Cars pass. Semis pass. An older lady in a truck slows down, stares at me, then rolls down her window. I smile and pick up my backpack. I can’t believe this actually worked!
“Honey, where are your parents?” she asks.
“Um . . . not here.” I didn’t expect anyone to ask that question, but it seems kind of obvious now. “My dad got sick and they flew him to a hospital in Nashville. Mom had to go with him. So I’m trying to get there too.”
That is the worst lie ever.
The lady squints at me from behind blue-rimmed glasses. “Why don’t you call the police? They’ll find you a safe way home.”
“I . . . uh . . .” Think, Maya, think.
“Here, I’ll pull over and call for you.” She starts to roll up the window.
“No, wait! It’s okay. That’s a good idea. I’ll go in the store and call them.
” I wave at her and start toward the store, praying she’ll drive off. Just as I reach the door, she finally leaves.
Whew. That was a close one. I go back to my spot by the stop sign. And wait and wait and wait.
I check my phone. I’ve been standing here fifteen minutes already. I didn’t think it would take this long.
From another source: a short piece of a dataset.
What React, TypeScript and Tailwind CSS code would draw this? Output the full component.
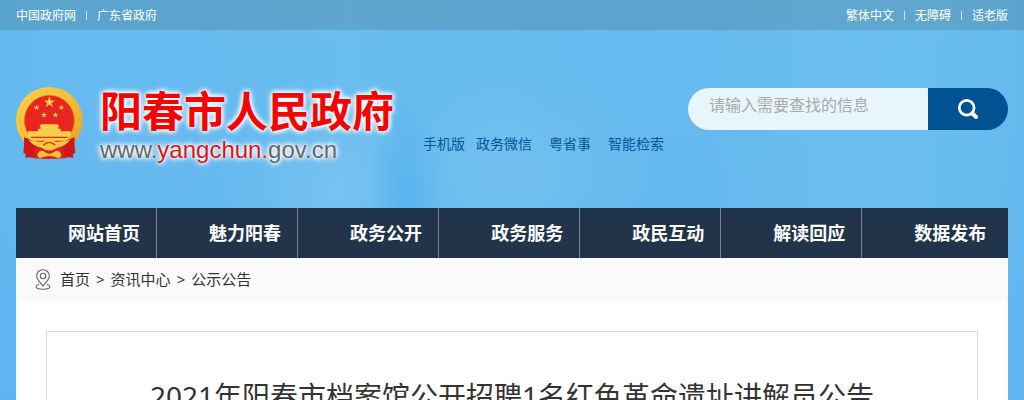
import { Fragment } from 'react'

const topLinks = ['中国政府网', '广东省政府']
const toolLinks = ['繁体中文', '无障碍', '适老版']
const navItems = ['网站首页', '魅力阳春', '政务公开', '政务服务', '政民互动', '解读回应', '数据发布']
const crumbs = ['首页', '资讯中心', '公示公告']

const STAR = 'M0,-10 2.3,-3.1 9.5,-3.1 3.7,1.2 5.9,8.1 0,3.8 -5.9,8.1 -3.7,1.2 -9.5,-3.1 -2.3,-3.1Z'

function Emblem() {
  return (
    <svg viewBox="18 15 204 219" className="h-[73px] w-[68px] shrink-0" aria-hidden="true">
      <defs>
        <linearGradient id="gold" x1="0" y1="0" x2="1" y2="1">
          <stop offset="0" stopColor="#fbd24b" />
          <stop offset="0.5" stopColor="#f6bd35" />
          <stop offset="1" stopColor="#e2a022" />
        </linearGradient>
      </defs>
      <circle cx="118" cy="115" r="100" fill="url(#gold)" />
      <circle cx="118" cy="115" r="88" fill="none" stroke="#eaae2c" strokeWidth="2" strokeDasharray="9 7" />
      <circle cx="118" cy="115" r="75" fill="#e8251f" stroke="#c98a1c" strokeWidth="2" />
      <g fill="#fbce48">
        <path d={STAR} transform="translate(118 61) scale(1.8)" />
        <path d={STAR} transform="translate(80 77) scale(.95)" />
        <path d={STAR} transform="translate(154 77) scale(.95)" />
        <path d={STAR} transform="translate(102 99) scale(.95)" />
        <path d={STAR} transform="translate(136 99) scale(.95)" />
        <path d="M93 127 H143 L148 136 H144 V146 H92 V136 H88 Z" />
        <path d="M84 140 H152 V148 H182 V164 H54 V148 H84 Z" />
        <path d="M58 168 H178 L172 176 H64 Z" />
      </g>
      <path d="M42 166 Q66 172 84 186 Q76 200 80 230 Q60 222 46 228 Q50 214 40 212 Q44 190 42 166 Z" fill="#cf171b" />
      <path d="M194 166 Q170 172 152 186 Q160 200 156 230 Q176 222 190 228 Q186 214 196 212 Q192 190 194 166 Z" fill="#cf171b" />
      <path d="M76 182 Q118 200 160 182 L164 228 Q118 234 72 228 Z" fill="#dd211e" />
      <path d="M54 172 Q88 184 104 177 Q118 168 132 177 Q148 184 182 172 Q164 195 142 197 Q118 214 94 197 Q72 195 54 172 Z" fill="#f9c640" />
      <path d="M100 190 Q118 172 136 190" fill="none" stroke="#e02a1e" strokeWidth="4" />
      <path d="M82 216 Q92 200 104 210 Q118 220 132 210 Q144 200 154 216 Q152 230 144 228 Q118 216 92 228 Q84 230 82 216 Z" fill="#f8c03a" />
    </svg>
  )
}

function SearchIcon() {
  return (
    <svg viewBox="0 0 22 22" className="size-[22px]" fill="none" stroke="#fff" aria-hidden="true">
      <circle cx="9.7" cy="9.7" r="7.4" strokeWidth="2.7" />
      <path d="M15.5 15.5 L19 19" strokeWidth="4" strokeLinecap="round" />
    </svg>
  )
}

function PinIcon() {
  return (
    <svg viewBox="0 0 16 21" className="h-[21px] w-4" fill="none" stroke="#666" strokeWidth="1.1" aria-hidden="true">
      <path d="M8 17.2 C5 13.2 1.6 10 1.6 6.9 A6.4 6.2 0 0 1 14.4 6.9 C14.4 10 11 13.2 8 17.2 Z" />
      <circle cx="8" cy="7" r="2.7" />
      <path d="M4.2 15.2 C0.6 16 .4 18.2 2.2 19.2 C5 20.6 11 20.6 13.8 19.2 C15.6 18.2 15.4 16 11.8 15.2" />
    </svg>
  )
}

function BarLinks({ items }: { items: string[] }) {
  return (
    <div className="flex items-center gap-[10px]">
      {items.map((item, i) => (
        <Fragment key={item}>
          {i > 0 && <span className="h-[9px] w-px bg-white/70" />}
          <a href="#">{item}</a>
        </Fragment>
      ))}
    </div>
  )
}

export default function App() {
  return (
    <div className="min-h-screen bg-[radial-gradient(36px_110px_at_39.5%_190px,#55b1edcc,transparent),radial-gradient(90px_110px_at_33%_190px,#80c6f099,transparent),radial-gradient(140px_120px_at_50%_170px,#7cc4ef88,transparent),linear-gradient(90deg,#5ab9ee66_0%,transparent_4%,transparent_20%,#70c1ee66_34%,#6ac0ee44_41%,#64b9ef22_60%,transparent_70%,#74c5ee55_80%,#6fc2ee66_92%,#62b7ec44_100%),linear-gradient(180deg,#65bbef_0%,#66b9ef_50%,#60b1f3_100%)] font-['Noto_Sans','Noto_Sans_CJK_SC',sans-serif] text-[#333]">
      <div className="flex h-[30px] items-center justify-between bg-[#364a4a]/20 px-4 pt-px text-xs text-white">
        <BarLinks items={topLinks} />
        <BarLinks items={toolLinks} />
      </div>

      <div className="px-4">
        <header className="flex h-[178px] items-start pt-[57px]">
          <a href="#" className="flex items-start gap-4">
            <Emblem />
            <div className="[text-shadow:0_0_2px_#fff,0_0_4px_#fff,0_0_6px_#fff,0_0_6px_#fff]">
              <h1 className="text-[42px] leading-[48px] font-bold text-[#f50404]">阳春市人民政府</h1>
              <p className="font-['Liberation_Sans',sans-serif] text-2xl leading-[30px] text-[#666]">
                www.<span className="text-[#d81418]">yangchun.</span>gov.cn
              </p>
            </div>
          </a>
          <nav className="mt-[46px] ml-[29px] flex text-sm leading-[22px] whitespace-nowrap text-[#07549a]">
            <a href="#" className="mr-[11px]">手机版</a>
            <a href="#" className="mr-[17px]">政务微信</a>
            <a href="#" className="mr-[17px]">粤省事</a>
            <a href="#">智能检索</a>
          </nav>
          <form className="mt-px ml-auto flex h-[42px] w-80 overflow-hidden rounded-full">
            <input
              type="text"
              aria-label="搜索"
              placeholder="请输入需要查找的信息"
              className="min-w-0 flex-1 bg-white/85 pb-2 pl-[21px] text-base outline-none placeholder:text-[#a9a9a9]"
            />
            <button type="button" aria-label="搜索" className="flex w-20 items-center justify-center bg-[#005293]">
              <SearchIcon />
            </button>
          </form>
        </header>

        <nav className="flex h-[50px] bg-[#223449] text-lg font-bold text-white">
          {navItems.map((item) => (
            <a
              key={item}
              href="#"
              className="flex w-[14.22%] items-center border-r border-[#7a8591] pl-[52px] whitespace-nowrap last:flex-1 last:border-r-0"
            >
              {item}
            </a>
          ))}
        </nav>

        <main className="bg-white">
          <div className="flex h-[43px] items-center bg-[#fafafa] pl-[19px] text-[15px]">
            <PinIcon />
            <div className="ml-[9px] flex gap-[6px]">
              {crumbs.map((crumb, i) => (
                <Fragment key={crumb}>
                  {i > 0 && <span>&gt;</span>}
                  <a href="#">{crumb}</a>
                </Fragment>
              ))}
            </div>
          </div>
          <div className="p-[30px] pb-0">
            <article className="h-[69px] overflow-hidden border border-b-0 border-[#d9d9d9] pt-11 text-center">
              <h2 className="text-[28px] leading-10 whitespace-nowrap">
                2021年阳春市档案馆公开招聘1名红色革命遗址讲解员公告
              </h2>
            </article>
          </div>
        </main>
      </div>
    </div>
  )
}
I stick my thumb out again and pull my sweatshirt sleeve over my other chilly fingers.
“Are you crazy?”
Holy potatoes! I whip around so fast I almost drop my sign.
Shiver’s behind me, one earbud in and a giant black bag hanging from her shoulder. The sunlight glints off her blue hair, making the light brown underneath stand out.
“Leave me alone.” I turn back to the road.
“I didn’t realize you were this stupid. Where are you trying to go, anyway?”
“Home. Why do you care?”
Shiver comes to stand next to me. “I don’t, not really. Except that I don’t want you to get kidnapped.”
“I’m not going to get kidnapped. Hitchhiking isn’t as dangerous as everyone thinks. My parents did it when they were young.”
“And that was the 1950s or something. You know, poodle skirts and ‘oh gosh golly gee whiz.’ ”
I ignore her.
“What kind of hat is that? Are you auditioning for clown college? Because someone went a little crazy with the bedazzler there.”
I ignore her. Again.
“What’s so great about home?” she asks.
“You like riding around in that ugly yellow RV?” I counter as I squint down the road for possible rides.
Shiver shrugs. “It’s not so bad. Look, if you don’t come back with me, I’m going to find your parents and tell them what you’re doing.”
I stare at her. “Why don’t you leave me alone?”
“Fine. Have it your way.” She starts across the parking lot.
Ugh! I’m so mad at her I could scream. Or pull that annoying blue hair. I yank out my phone. Almost noon. Mom’ll be on her way back anytime now.